Mental Health Commission of Canada, retrieved 2014
Stigma is the negative stereotype that leads some people to think of others as unacceptably different based on their identity and certain characteristics they possess, and to treat them in negative, disrespectful, limiting and harmful ways.
For people living with mental health disorders, the experience of stigma and discrimination can be one of the greatest barriers to being able to lead a full and satisfying life.
Evidence shows that the stigma associated with mental disorders can have devastating personal and social consequences.
- Loss of self-esteem, feelings of being devalued.
- Difficulties making friends and having long-term relationships.
- Problems obtaining employment and finding housing.
- Problems participating in social activities.
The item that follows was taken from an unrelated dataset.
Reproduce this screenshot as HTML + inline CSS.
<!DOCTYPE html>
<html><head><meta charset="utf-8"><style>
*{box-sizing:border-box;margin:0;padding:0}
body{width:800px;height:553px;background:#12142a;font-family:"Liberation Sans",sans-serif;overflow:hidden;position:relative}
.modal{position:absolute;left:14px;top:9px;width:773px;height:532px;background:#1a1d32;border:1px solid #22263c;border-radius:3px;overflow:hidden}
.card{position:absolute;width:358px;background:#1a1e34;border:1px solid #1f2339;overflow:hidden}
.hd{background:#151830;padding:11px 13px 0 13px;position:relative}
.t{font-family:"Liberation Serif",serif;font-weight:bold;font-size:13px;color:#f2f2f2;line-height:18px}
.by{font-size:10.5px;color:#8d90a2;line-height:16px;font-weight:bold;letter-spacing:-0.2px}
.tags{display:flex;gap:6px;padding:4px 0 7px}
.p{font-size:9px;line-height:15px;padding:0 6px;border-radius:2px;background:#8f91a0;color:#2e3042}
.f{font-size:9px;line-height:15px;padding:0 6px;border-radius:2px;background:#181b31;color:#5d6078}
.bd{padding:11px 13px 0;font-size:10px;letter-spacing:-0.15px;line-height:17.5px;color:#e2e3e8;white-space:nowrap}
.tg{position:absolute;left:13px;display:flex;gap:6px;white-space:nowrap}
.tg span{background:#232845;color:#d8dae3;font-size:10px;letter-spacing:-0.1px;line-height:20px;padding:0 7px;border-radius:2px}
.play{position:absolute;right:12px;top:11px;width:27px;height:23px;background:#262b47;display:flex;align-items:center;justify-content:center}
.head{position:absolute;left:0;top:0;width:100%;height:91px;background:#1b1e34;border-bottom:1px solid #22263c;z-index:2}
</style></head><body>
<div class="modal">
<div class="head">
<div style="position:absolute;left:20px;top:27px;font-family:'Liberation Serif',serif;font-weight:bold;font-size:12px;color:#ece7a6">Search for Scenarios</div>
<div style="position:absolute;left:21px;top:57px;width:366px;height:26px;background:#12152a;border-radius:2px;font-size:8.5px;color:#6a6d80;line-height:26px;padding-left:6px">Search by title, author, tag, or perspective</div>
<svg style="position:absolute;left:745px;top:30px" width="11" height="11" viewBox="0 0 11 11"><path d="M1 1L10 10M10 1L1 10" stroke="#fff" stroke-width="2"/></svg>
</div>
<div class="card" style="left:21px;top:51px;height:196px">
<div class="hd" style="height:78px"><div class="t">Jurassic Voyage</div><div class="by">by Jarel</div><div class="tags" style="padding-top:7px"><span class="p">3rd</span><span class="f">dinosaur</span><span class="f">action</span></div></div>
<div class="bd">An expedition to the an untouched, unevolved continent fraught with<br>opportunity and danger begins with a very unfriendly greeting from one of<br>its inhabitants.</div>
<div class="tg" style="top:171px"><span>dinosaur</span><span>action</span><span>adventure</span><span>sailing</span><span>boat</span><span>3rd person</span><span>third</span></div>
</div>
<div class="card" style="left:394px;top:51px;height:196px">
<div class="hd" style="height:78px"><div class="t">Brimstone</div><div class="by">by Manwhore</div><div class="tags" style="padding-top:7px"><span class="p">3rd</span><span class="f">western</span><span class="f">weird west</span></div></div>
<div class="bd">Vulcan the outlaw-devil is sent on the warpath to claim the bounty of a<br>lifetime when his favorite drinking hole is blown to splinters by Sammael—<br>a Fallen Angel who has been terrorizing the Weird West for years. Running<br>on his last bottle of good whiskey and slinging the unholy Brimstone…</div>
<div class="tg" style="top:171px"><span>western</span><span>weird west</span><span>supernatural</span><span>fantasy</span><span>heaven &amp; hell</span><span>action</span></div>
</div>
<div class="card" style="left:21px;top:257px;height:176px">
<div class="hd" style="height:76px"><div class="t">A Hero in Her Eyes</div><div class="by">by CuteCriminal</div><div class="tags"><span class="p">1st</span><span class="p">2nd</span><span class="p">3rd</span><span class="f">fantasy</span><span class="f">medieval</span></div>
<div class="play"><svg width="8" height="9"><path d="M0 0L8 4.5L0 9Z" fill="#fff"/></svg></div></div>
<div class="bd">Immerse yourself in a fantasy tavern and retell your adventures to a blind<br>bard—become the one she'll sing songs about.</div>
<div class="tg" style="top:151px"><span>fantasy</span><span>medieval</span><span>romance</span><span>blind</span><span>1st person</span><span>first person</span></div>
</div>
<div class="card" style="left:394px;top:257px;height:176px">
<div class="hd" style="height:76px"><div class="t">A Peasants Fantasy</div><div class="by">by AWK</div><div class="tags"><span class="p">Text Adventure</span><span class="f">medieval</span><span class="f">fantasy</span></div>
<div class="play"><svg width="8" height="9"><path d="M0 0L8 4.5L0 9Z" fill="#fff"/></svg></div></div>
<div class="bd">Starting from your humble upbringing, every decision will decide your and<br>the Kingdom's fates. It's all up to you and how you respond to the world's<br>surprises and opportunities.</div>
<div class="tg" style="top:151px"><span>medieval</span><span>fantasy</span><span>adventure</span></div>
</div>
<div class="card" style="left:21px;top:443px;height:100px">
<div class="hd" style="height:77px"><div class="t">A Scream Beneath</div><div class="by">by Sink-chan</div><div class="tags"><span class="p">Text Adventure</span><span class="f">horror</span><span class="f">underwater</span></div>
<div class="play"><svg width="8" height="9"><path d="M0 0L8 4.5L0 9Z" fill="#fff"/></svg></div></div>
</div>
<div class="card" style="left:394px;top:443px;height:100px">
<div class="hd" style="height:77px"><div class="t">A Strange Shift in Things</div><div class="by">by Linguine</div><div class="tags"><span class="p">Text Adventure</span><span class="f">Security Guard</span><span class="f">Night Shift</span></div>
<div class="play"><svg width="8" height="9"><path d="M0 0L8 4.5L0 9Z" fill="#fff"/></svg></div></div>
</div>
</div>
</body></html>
- Delays in seeking treatment and receiving appropriate medical care.
- Financial stress and economic hardship.
- Life expectancy as a result of these multiple stressors.
“A healthy work organization is defined as one whose culture, climate and organizational practices create an environment which promotes employee mental and physical health, as well as productivity and organizational effectiveness.” (Murphy, 1999)
Employers and leaders must be mindful of how their organizational practices and workplace culture affects their employees.
- Normalize mental health by speaking openly about stress, work-life balance and other issues.
- Raise awareness about mental health by observing the Canadian Mental Health Association's Mental Health Week.
- Help leaders recognize and manage mental health.
An employee’s recovery from a mental illness can be supported by maintaining a connection to work and peers. Workplace accommodations such as reducing the pace of work, flexible hours or adjusted job functions will go a long way to contribute to a sustainable recovery.
Employees need to know they can approach their manager or employer without the fear of workplace repercussions.
- Educate yourself and others to challenge negative stereotypes about mental health.
- Be aware of your own behavior and attitudes towards mental illness.
- Use accurate and sensitive words in communications with – and about - people.
- Support those living with mental illness by respecting their dignity and demonstrating respect.
- Be inclusive. It is against the law in Canada for employers and service providers to discriminate against people with mental health and substance use disorders. When people are denied access to things such as jobs, housing and health care, this violates their human rights (Ontario Human Rights Commission).